The locals are surprisingly detail-oriented, disciplined, and not as icy as I had anticipated. The crime rate in Korea is also very low compared to other countries, so I can relax and enjoy myself here without worrying too much.
Among everything, Emily expressed great interest in the Korean streetscape which was extremely pleasing to the eye with perfect tree trimming and elaborate exterior decoration. The weather also lends itself well to some sightseeing.
It's cloudy pretty much every day. The sky is blue and clear, and the temperature is comfortably 17 degrees Celsius.
However, compared to Hanoi, Korea’s weather turns out to be more extreme. You can have four seasons in one day, warm and possibly even hot during the day but freezing cold at night, leaving you unsure of what to wear in the morning. Nevertheless, Emily prefers the weather here in Korea. To her, it’s not all about the weather but how one feels about every external environmental surrounding.
Although the weather here is more extreme than that in Hanoi, I prefer walking outside in Seoul since the streets are super clean and hygienic. Even if it rains, there are a lot of sewer drains on the street so that the water won't get clogged and you don't have to be afraid about your shoes getting dirty, to be honest.
Emily ended the interview with, funnily, a very Insta-worthy quote: Life is short, don't hesitate to do anything, because when it's all over, you will regret what you should have done and could have done.
PHAM HANH NGAN - SINGAPORE
High heat but do expect the sudden rain
The last exchange student on our first edition of “What’s the weather like?” is Hanh Ngan, who is taking an exchange semester at Nanyang Technological University in Singapore. It is funny that by the time you are reading this, Ngan could already be seen at VinUni as her program had ended by the end of April.
Time flies so fast here, I feel like I haven’t explored that much about the city and the school, yet the exchange experience overall is quite nice.
Fast as it was, besides business subjects, Ngan also managed to take a course in social science in which got the chance to learn more different knowledge, meet and study with students from many other countries.
It was even funnier listening to her sharing about the weather at the so-called “Lion City.” According to Ngan, Singapore is hot all year round, pretty much like the South of Vietnam. However, it is getting in the hottest season of the year beginning from April, so during the daytime, it does feel burning hot.
Another signature of Singapore’s weather is the sudden rains that NO ONE can predict, even the weather forecast app.
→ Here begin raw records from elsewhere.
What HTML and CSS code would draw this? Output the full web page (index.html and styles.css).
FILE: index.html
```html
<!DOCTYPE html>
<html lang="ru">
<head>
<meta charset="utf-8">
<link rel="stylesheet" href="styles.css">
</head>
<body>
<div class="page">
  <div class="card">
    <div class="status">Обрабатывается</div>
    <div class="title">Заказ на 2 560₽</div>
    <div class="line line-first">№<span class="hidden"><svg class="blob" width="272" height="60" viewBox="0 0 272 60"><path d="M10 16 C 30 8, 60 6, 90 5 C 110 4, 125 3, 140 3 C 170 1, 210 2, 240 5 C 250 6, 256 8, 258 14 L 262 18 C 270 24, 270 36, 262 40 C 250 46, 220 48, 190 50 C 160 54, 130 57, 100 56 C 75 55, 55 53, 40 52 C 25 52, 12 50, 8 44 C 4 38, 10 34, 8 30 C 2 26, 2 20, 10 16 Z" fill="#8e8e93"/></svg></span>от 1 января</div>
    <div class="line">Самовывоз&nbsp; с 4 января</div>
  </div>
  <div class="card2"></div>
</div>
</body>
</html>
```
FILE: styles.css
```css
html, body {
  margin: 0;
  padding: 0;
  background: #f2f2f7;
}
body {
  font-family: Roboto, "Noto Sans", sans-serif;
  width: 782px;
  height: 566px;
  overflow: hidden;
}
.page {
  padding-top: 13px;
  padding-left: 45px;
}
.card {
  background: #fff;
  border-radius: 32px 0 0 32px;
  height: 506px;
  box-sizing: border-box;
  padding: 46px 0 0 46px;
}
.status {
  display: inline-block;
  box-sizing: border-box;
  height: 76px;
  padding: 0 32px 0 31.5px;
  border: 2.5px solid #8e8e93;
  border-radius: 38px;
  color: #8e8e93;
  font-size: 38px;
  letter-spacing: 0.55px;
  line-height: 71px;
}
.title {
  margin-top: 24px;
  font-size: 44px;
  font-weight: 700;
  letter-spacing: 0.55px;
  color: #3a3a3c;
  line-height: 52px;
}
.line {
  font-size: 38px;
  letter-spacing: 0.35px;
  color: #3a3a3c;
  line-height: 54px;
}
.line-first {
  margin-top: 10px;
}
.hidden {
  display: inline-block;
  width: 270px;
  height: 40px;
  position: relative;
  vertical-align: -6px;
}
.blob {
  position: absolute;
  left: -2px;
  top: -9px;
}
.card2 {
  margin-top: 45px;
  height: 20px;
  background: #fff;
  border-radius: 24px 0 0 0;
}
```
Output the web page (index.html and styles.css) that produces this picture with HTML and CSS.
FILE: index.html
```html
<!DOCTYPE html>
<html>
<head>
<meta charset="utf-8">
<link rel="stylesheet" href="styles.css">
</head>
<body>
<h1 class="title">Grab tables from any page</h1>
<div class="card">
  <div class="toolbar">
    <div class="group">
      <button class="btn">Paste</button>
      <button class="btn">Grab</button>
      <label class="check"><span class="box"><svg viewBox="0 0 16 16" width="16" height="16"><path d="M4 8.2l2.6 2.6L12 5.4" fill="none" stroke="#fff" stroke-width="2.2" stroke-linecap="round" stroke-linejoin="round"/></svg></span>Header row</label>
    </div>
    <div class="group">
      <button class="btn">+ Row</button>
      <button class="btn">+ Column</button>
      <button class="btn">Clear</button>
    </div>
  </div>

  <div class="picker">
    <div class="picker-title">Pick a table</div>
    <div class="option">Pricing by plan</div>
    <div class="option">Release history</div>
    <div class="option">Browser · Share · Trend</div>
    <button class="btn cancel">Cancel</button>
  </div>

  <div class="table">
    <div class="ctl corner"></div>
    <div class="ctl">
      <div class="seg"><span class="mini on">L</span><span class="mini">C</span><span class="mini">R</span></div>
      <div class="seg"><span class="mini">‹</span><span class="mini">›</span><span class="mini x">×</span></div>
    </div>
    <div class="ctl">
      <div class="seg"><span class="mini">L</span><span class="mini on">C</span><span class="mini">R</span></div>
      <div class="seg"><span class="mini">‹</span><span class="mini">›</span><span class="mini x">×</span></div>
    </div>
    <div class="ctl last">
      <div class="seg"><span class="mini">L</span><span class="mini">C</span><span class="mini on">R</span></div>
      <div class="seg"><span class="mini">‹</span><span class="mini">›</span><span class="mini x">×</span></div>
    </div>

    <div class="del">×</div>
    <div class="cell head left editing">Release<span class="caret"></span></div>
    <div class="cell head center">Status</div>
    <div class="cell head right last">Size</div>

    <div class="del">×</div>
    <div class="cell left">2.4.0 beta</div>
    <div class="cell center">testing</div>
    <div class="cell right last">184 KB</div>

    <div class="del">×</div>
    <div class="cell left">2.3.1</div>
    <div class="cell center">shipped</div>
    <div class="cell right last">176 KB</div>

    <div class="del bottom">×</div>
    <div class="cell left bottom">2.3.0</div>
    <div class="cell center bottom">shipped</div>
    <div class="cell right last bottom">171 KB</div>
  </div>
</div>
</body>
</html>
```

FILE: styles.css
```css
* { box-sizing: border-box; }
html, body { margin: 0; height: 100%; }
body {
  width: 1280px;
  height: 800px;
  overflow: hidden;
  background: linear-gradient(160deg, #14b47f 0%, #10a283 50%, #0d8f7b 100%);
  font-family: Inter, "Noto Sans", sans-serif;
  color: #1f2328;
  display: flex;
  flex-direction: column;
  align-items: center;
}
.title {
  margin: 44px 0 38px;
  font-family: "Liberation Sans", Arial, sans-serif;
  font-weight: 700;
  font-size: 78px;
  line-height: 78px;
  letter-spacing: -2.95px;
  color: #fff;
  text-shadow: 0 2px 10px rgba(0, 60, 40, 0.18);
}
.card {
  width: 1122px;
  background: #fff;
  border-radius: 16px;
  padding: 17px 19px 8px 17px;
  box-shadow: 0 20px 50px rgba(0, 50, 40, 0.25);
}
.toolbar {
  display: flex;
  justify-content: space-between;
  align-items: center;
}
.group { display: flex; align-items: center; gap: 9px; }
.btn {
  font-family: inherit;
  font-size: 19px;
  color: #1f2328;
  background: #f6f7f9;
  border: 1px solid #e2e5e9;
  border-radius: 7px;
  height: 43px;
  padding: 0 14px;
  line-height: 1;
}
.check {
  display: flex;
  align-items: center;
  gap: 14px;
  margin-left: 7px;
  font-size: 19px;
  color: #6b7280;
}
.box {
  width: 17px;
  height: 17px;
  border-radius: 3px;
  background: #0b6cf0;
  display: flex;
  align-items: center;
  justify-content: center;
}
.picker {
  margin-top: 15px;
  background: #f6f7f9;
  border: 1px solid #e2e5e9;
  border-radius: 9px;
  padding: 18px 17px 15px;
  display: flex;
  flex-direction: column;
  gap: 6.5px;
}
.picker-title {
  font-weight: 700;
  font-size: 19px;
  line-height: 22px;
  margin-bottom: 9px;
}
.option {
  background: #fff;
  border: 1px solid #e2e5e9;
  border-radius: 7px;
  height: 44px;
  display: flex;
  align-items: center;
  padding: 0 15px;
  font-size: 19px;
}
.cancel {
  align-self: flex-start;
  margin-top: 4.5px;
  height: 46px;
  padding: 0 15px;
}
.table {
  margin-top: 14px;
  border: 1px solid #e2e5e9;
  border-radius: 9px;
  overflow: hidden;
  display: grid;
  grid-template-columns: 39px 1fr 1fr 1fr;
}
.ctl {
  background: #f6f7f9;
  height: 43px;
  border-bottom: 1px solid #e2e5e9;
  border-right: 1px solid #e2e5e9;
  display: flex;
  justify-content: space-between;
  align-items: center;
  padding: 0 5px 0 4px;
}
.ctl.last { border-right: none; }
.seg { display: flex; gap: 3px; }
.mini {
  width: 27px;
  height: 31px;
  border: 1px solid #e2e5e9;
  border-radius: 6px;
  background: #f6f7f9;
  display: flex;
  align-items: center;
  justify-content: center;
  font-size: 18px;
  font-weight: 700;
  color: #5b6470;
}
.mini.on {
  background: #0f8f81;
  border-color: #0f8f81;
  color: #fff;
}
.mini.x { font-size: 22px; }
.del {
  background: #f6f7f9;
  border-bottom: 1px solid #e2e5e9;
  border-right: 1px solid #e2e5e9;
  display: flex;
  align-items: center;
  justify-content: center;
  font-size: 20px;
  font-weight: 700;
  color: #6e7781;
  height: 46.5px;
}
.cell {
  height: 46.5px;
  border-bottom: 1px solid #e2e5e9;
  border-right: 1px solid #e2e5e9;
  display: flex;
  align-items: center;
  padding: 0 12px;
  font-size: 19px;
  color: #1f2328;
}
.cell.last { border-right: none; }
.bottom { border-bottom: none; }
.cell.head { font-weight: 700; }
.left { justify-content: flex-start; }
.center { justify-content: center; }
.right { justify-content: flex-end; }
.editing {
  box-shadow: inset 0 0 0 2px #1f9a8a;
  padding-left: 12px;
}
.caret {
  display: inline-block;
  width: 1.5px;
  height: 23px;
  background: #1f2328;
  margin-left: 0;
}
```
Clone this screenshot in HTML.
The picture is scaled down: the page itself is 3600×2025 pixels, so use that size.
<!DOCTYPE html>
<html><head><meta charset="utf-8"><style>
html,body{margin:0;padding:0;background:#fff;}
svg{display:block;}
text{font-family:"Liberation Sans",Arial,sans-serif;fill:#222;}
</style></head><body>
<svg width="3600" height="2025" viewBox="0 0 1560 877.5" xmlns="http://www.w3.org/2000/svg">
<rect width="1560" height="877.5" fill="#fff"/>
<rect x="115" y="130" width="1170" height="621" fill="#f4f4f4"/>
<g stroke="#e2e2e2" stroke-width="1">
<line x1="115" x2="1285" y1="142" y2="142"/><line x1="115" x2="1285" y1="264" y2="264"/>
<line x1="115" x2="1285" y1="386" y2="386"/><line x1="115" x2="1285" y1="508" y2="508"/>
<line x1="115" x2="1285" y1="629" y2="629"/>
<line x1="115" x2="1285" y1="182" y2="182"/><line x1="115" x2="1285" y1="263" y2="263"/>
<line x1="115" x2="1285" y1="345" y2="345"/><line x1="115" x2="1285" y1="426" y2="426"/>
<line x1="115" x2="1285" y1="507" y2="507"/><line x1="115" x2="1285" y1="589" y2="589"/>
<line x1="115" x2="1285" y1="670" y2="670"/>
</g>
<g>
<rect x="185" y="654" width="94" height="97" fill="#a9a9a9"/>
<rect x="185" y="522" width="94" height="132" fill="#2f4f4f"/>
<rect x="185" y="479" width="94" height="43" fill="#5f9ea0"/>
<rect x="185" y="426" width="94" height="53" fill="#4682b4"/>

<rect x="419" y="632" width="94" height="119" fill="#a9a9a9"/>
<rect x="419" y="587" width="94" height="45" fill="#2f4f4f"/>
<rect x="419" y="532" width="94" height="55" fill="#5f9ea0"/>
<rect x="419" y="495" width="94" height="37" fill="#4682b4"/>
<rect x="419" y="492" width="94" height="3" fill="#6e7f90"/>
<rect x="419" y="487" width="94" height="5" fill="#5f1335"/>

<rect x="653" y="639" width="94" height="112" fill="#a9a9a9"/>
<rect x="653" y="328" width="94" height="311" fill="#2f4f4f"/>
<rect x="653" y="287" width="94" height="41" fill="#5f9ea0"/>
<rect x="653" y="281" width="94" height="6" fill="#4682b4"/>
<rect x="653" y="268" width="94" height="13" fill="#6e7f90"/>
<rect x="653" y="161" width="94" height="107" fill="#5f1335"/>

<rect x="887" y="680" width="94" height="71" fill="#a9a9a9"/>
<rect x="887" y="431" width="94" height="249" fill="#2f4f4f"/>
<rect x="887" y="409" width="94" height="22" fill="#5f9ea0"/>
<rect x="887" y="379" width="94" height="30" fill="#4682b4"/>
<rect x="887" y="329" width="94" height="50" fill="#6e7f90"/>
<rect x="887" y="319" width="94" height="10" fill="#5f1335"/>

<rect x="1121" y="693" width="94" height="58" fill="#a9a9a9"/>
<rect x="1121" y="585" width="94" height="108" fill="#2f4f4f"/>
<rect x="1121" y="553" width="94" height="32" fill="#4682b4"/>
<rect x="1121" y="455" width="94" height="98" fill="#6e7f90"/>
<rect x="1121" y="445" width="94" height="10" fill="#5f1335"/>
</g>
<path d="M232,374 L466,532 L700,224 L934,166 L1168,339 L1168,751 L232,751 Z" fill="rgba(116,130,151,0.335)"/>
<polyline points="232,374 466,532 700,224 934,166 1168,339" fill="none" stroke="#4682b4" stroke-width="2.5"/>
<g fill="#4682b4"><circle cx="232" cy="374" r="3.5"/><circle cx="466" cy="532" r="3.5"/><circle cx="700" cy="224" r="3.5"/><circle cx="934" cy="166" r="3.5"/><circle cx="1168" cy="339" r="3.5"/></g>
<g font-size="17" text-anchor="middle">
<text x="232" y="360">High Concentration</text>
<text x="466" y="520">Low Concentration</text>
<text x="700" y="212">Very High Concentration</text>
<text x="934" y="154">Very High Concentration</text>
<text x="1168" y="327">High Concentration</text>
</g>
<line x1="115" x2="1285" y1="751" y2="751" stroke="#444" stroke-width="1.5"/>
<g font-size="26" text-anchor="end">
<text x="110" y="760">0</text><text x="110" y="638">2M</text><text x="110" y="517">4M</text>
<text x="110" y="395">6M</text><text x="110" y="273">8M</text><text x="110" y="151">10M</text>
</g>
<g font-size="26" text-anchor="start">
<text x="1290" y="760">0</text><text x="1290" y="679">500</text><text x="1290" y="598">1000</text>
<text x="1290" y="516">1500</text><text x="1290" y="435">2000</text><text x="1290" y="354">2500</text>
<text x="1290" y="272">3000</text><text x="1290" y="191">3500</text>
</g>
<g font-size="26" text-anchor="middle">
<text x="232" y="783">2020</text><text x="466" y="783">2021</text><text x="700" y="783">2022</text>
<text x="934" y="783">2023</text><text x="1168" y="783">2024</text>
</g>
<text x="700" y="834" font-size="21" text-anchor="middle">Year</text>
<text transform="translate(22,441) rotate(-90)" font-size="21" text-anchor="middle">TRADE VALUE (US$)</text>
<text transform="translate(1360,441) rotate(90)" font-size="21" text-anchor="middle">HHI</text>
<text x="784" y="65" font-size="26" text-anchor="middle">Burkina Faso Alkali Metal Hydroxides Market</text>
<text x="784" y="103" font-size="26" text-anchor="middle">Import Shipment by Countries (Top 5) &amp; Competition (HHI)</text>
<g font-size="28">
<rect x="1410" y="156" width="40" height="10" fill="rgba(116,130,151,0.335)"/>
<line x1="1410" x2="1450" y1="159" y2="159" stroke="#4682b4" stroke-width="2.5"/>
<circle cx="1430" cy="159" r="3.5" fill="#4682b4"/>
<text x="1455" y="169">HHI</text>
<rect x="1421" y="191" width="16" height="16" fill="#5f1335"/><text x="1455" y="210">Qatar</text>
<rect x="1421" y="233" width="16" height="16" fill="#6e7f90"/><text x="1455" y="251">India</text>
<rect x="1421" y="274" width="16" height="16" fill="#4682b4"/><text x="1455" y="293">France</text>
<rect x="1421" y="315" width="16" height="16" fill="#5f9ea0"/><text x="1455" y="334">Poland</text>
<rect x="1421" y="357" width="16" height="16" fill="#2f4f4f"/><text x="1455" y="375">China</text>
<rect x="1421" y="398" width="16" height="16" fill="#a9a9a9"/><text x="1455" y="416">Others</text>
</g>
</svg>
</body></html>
Sometimes it only rains for around 15 minutes and sometimes it can take up to a few hours.
It was this unpredictable rain that Ngan had a hard time getting used to. One time, after checking the app and seeing that it would be sunny the whole day, she decided not to bring the umbrella and left her clothes hanging outside. Unfortunately, the rain started pouring down one hour in and Ngan found herself, once again, rewashing her clothes. Additionally, as she usually preferred cold weather, Hanoi’s winter is still Ngan’s favorite.
Nevertheless, Singapore does have its redeeming feature: As there are many trees on the street, the heat was made more tolerable and the road is not so dense as well.
Although it was really random, the weather here teaches me to adapt and enjoy the scenes with whatever kind of weather. I learnt to explore more places to sit in when it's raining, like coffeeshops with window views, museums, shopping in small alleys, etc. and gradually feel ok to go out either when it's raining or it's hot.
Thus, whenever her friend asked her when to visit Singapore to avoid the rain, she would advise them to go whenever they want, because it’s still sunny at some parts of the days, and there are actually a lot of things one can do under the rain!